🤖 AI Summary
In low-resource settings, topic inference suffers from instability, incoherence, and degraded cross-domain adaptability due to the inadvertent incorporation of irrelevant knowledge. Method: This paper formally defines the low-resource cross-domain topic modeling task and proposes an adaptive topic model based on a shared-encoder–dual-decoder architecture coupled with adversarial latent space alignment. Theoretically, we derive a generalization bound that reveals the synergistic interplay among domain consistency, latent-space alignment, and robustness to overfitting. Methodologically, a shared encoder captures domain-invariant semantics; dual decoders separately model domain-specific characteristics for source and target domains; and adversarial training enforces fine-grained matching of latent distributions. Results: On multiple low-resource benchmarks, our approach improves topic coherence by 12.3%, stability by 18.7%, and cross-domain transferability—significantly outperforming state-of-the-art methods.
📝 Abstract
Topic modeling plays a vital role in uncovering hidden semantic structures within text corpora, but existing models struggle in low-resource settings where limited target-domain data leads to unstable and incoherent topic inference. We address this challenge by formally introducing domain adaptation for low-resource topic modeling, where a high-resource source domain informs a low-resource target domain without overwhelming it with irrelevant content. We establish a finite-sample generalization bound showing that effective knowledge transfer depends on robust performance in both domains, minimizing latent-space discrepancy, and preventing overfitting to the data.

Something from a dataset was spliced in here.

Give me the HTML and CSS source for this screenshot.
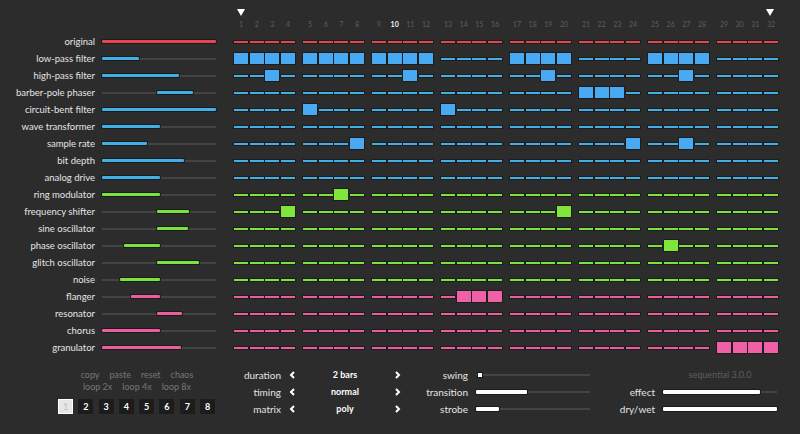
FILE: index.html
```html
<!DOCTYPE html>
<html>
<head>
  <title>Sequential 3.0.0</title>
  <meta charset="UTF-8" />
  <meta name="viewport" content="width=device-width, initial-scale=1.0" />
  <link rel="stylesheet" href="styles.css">
</head>
<body>
  <div class="app">
    <!-- playhead markers and step numbers -->
    <div class="head">
      <div class="markers">
        <svg class="marker" width="8" height="7" viewBox="0 0 8 7"><polygon points="0,0 8,0 4,7" /></svg>
        <svg class="marker" width="8" height="7" viewBox="0 0 8 7"><polygon points="0,0 8,0 4,7" /></svg>
      </div>
      <div class="steps numbers" id="numbers"></div>
    </div>

    <!-- effect rows are built by the script below -->
    <div id="rows"></div>

    <div class="bottom">
      <div class="actions">
        <div class="links"><span>copy</span><span>paste</span><span>reset</span><span>chaos</span></div>
        <div class="links"><span>loop 2x</span><span>loop 4x</span><span>loop 8x</span></div>
        <div class="banks">
          <button class="bank on">1</button>
          <button class="bank">2</button>
          <button class="bank">3</button>
          <button class="bank">4</button>
          <button class="bank">5</button>
          <button class="bank">6</button>
          <button class="bank">7</button>
          <button class="bank">8</button>
        </div>
      </div>

      <div class="options">
        <span class="lbl">duration</span>
        <svg class="arrow" width="6" height="8" viewBox="0 0 6 8"><polyline points="5,1 2,4 5,7" /></svg>
        <span class="val">2 bars</span>
        <svg class="arrow" width="6" height="8" viewBox="0 0 6 8"><polyline points="1,1 4,4 1,7" /></svg>

        <span class="lbl">timing</span>
        <svg class="arrow" width="6" height="8" viewBox="0 0 6 8"><polyline points="5,1 2,4 5,7" /></svg>
        <span class="val">normal</span>
        <svg class="arrow" width="6" height="8" viewBox="0 0 6 8"><polyline points="1,1 4,4 1,7" /></svg>

        <span class="lbl">matrix</span>
        <svg class="arrow" width="6" height="8" viewBox="0 0 6 8"><polyline points="5,1 2,4 5,7" /></svg>
        <span class="val">poly</span>
        <svg class="arrow" width="6" height="8" viewBox="0 0 6 8"><polyline points="1,1 4,4 1,7" /></svg>
      </div>

      <div class="mix">
        <span class="lbl">swing</span>
        <div class="track"><div class="knob"></div></div>
        <span class="lbl">transition</span>
        <div class="track"><div class="fill" style="width: 51px"></div></div>
        <span class="lbl">strobe</span>
        <div class="track"><div class="fill" style="width: 23px"></div></div>
      </div>

      <div class="mix out">
        <span class="lbl"></span>
        <span class="version">sequential 3.0.0</span>
        <span class="lbl">effect</span>
        <div class="track"><div class="fill" style="width: 97px"></div></div>
        <span class="lbl">dry/wet</span>
        <div class="track"><div class="fill" style="width: 114px"></div></div>
      </div>
    </div>
  </div>

  <script>
    // name, colour, slider offset, slider width, active steps
    const effects = [
      ["original", "red", 0, 114, []],
      ["low-pass filter", "blue", 0, 37, [1,2,3,4,5,6,7,8,9,10,11,12,17,18,19,20,25,26,27,28]],
      ["high-pass filter", "blue", 0, 77, [3,11,19,27]],
      ["barber-pole phaser", "blue", 55, 36, [21,22,23]],
      ["circuit-bent filter", "blue", 0, 114, [5,13]],
      ["wave transformer", "blue", 0, 58, []],
      ["sample rate", "blue", 0, 45, [8,24,27]],
      ["bit depth", "blue", 0, 82, []],
      ["analog drive", "blue", 0, 58, []],
      ["ring modulator", "green", 0, 58, [7]],
      ["frequency shifter", "green", 55, 32, [4,20]],
      ["sine oscillator", "green", 55, 31, []],
      ["phase oscillator", "green", 22, 36, [26]],
      ["glitch oscillator", "green", 55, 42, []],
      ["noise", "green", 18, 40, []],
      ["flanger", "pink", 29, 29, [14,15,16]],
      ["resonator", "pink", 55, 25, []],
      ["chorus", "pink", 0, 58, []],
      ["granulator", "pink", 0, 79, [29,30,31,32]]
    ];

    const rows = document.getElementById("rows");
    const numbers = document.getElementById("numbers");

    // step numbers, grouped in fours like the grid
    for (let g = 0; g < 8; g++) {
      const group = document.createElement("div");
      group.className = "group";
      for (let s = 1; s <= 4; s++) {
        const n = document.createElement("span");
        n.textContent = g * 4 + s;
        if (g * 4 + s === 10) n.className = "current";
        group.appendChild(n);
      }
      numbers.appendChild(group);
    }

    effects.forEach(([name, colour, offset, width, active]) => {
      const row = document.createElement("div");
      row.className = "row " + colour;

      const label = document.createElement("span");
      label.className = "name";
      label.textContent = name;
      row.appendChild(label);

      const track = document.createElement("div");
      track.className = "track";
      const fill = document.createElement("div");
      fill.className = "fill";
      fill.style.marginLeft = offset + "px";
      fill.style.width = width + "px";
      track.appendChild(fill);
      row.appendChild(track);

      const steps = document.createElement("div");
      steps.className = "steps";
      for (let g = 0; g < 8; g++) {
        const group = document.createElement("div");
        group.className = "group";
        for (let s = 1; s <= 4; s++) {
          const step = document.createElement("div");
          step.className = active.includes(g * 4 + s) ? "step on" : "step";
          group.appendChild(step);
        }
        steps.appendChild(group);
      }
      row.appendChild(steps);

      rows.appendChild(row);
    });
  </script>
</body>
</html>
```

FILE: styles.css
```css
body {
  margin: 0;
  background: #2c2c2c;
  font-family: Lato, "Open Sans", sans-serif;
  color: #e2e2e2;
}
.app {
  width: 800px;
  height: 434px;
  overflow: hidden;
}

/* header above the step grid */
.head {
  margin-left: 234px;
  width: 544px;
  height: 33px;
  padding-top: 9px;
  box-sizing: border-box;
}
.markers {
  display: flex;
  justify-content: space-between;
  padding: 0 4px 0 3px;
  height: 7px;
}
.marker polygon {
  fill: #fff;
}
.numbers {
  margin-top: 4px;
  margin-left: 0 !important;
  height: 9px;
}
.numbers span {
  font-size: 7px;
  line-height: 9px;
  text-align: center;
  color: #5e5e5e;
}
.numbers .current {
  color: #f2f2f2;
  font-weight: bold;
}

/* effect rows */
.row {
  display: flex;
  align-items: center;
  height: 17px;
}
.name {
  width: 95px;
  text-align: right;
  font-size: 9.5px;
  color: #e4e4e4;
}
.track {
  display: flex;
  align-items: center;
  width: 114px;
  height: 2px;
  background: #444;
}
.row .track {
  margin-left: 7px;
}
.fill {
  height: 3px;
  border-radius: 1px;
  background: #fff;
  box-shadow: 0 0 0 1px #1b1b1b;
}
.steps {
  display: flex;
  gap: 8px;
  margin-left: 18px;
}
.group {
  display: grid;
  grid-template-columns: repeat(4, 1fr);
  align-items: center;
  gap: 1.6px;
  width: 61px;
}
.step {
  height: 2px;
  background: var(--c);
  box-shadow: 0 0 0 1px #1d1d1d;
}
.step.on {
  height: 11px;
  background: var(--cell);
}
.row .fill {
  background: var(--c);
}

.red { --c: #e4454f; --cell: #e4454f; }
.blue { --c: #40b0e6; --cell: #4aa9f3; }
.green { --c: #7ce23e; --cell: #80e63c; }
.pink { --c: #ec5d9f; --cell: #f060a6; }

/* bottom controls */
.bottom {
  display: flex;
  margin-top: 10px;
  padding-left: 58px;
}
.actions {
  width: 158px;
  padding-top: 3px;
}
.links {
  display: flex;
  justify-content: center;
  gap: 10px;
  font-size: 9px;
  line-height: 12px;
  color: #777;
}
.banks {
  display: flex;
  gap: 5.3px;
  margin-top: 6px;
}
.bank {
  width: 15px;
  height: 15px;
  padding: 0;
  border: none;
  background: #1c1c1c;
  color: #fff;
  font-family: Lato, sans-serif;
  font-size: 9px;
  font-weight: bold;
}
.bank.on {
  background: #e6e6e6;
  border: 1px solid #fff;
  color: #c8c8c8;
}

.options {
  display: grid;
  grid-template-columns: 55px 22px 84px 22px;
  grid-auto-rows: 17px;
  align-items: center;
  justify-items: center;
  margin-left: 10px;
}
.lbl {
  justify-self: end;
  font-size: 10px;
  color: #e4e4e4;
}
.arrow polyline {
  fill: none;
  stroke: #fff;
  stroke-width: 2;
}
.val {
  font-size: 9px;
  font-weight: bold;
  color: #fff;
}

.mix {
  display: grid;
  grid-template-columns: 59px 114px;
  grid-auto-rows: 17px;
  align-items: center;
  column-gap: 8px;
}
.mix.out {
  grid-template-columns: 65px 114px;
}
.mix .fill {
  height: 4px;
}
.knob {
  width: 4px;
  height: 4px;
  margin-left: 2px;
  background: #fff;
  box-shadow: 0 0 0 1px #1b1b1b;
}
.version {
  justify-self: center;
  font-size: 9px;
  color: #5e5e5e;
}
```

Guided by these insights, we propose DALTA (Domain-Aligned Latent Topic Adaptation), a new framework that employs a shared encoder for domain-invariant features, specialized decoders for domain-specific nuances, and adversarial alignment to selectively transfer relevant information. Experiments on diverse low-resource datasets demonstrate that DALTA consistently outperforms state-of-the-art methods in terms of topic coherence, stability, and transferability.